RICHIE Barker was inducted into the Burton Albion Hall of Fame at the 2024 Players’ Awards Ceremony.

Barker was one of the greatest players on the club’s books in the 1960s. He notched up 270 appearances between 1960 and 1967 in two spells at the club. But it’s his goal scoring feats that really earned him his status as a Brewers legend. During that period, he hit the back of the net 157 times at a rate of more than one goal in every two games and remains Burton Albion’s all-time leading goal scorer.

He was born in 1939 and joined the Brewers as a 20-year-old in the summer of 1960 when the club was struggling in the Southern League First Division, scoring just once in his debut season. The following season he led the Brewers front line scoring 19 times in 35 appearances.

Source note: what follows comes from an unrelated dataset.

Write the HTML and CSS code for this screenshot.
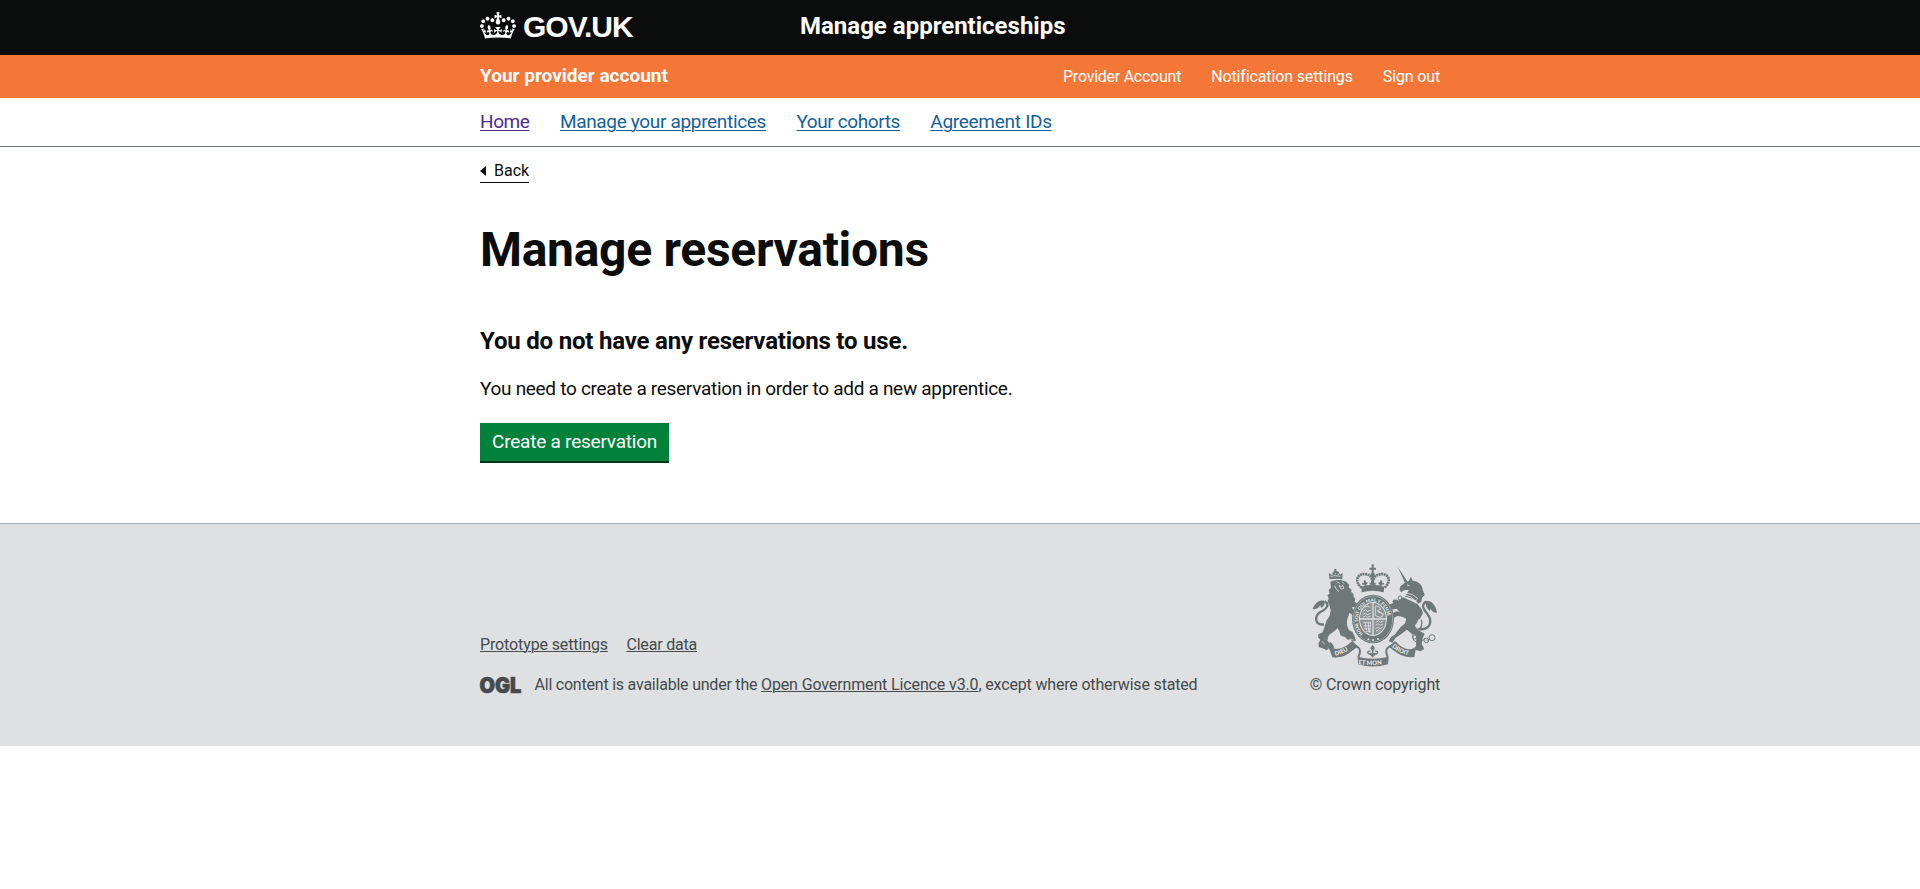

He departed at the end of that season with Albion still struggling but a year later with new manager Peter Taylor at the helm he was persuaded to return and took part in a golden period in Brewers history. In the 1963/64 season he bagged 13 goals; in 1964/65 he hit the net 24 times and then during a truly memorable promotion winning season in 1965/66 he scored an amazing 57 goals in 58 appearances. In the higher Southern League Premier Division, he was top scorer with 38 goals the following year.

Barker left part way through the 1967/1968 season adding another 6 goals from 12 appearances being snatched away by Brian Clough as one of his first signings as Derby County manager.

He scored many vital goals for the Brewers but none more than the two strikes he made in the 1964 Southern League Cup final securing the first major trophy in the club’s history in front of a record Eton Park crowd.

He formed a legendary partnership with Stan Round and in 1965/66 the pair scored 115 goals between them as Albion racked up 121 league goals. When Eton Park was demolished, and new houses built, it was no surprise that a road on the new estate would be named in honour of him and Round.

After leaving the Brewers, as well as playing for the Rams, he enjoyed spells at Notts County and Peterborough before becoming a manager at Stoke City and Notts County as well as managing clubs in Greece and Egypt.

Sadly, he passed away in 2020 but his daughter Louise Thompson came to the 2024 awards to accept the trophy.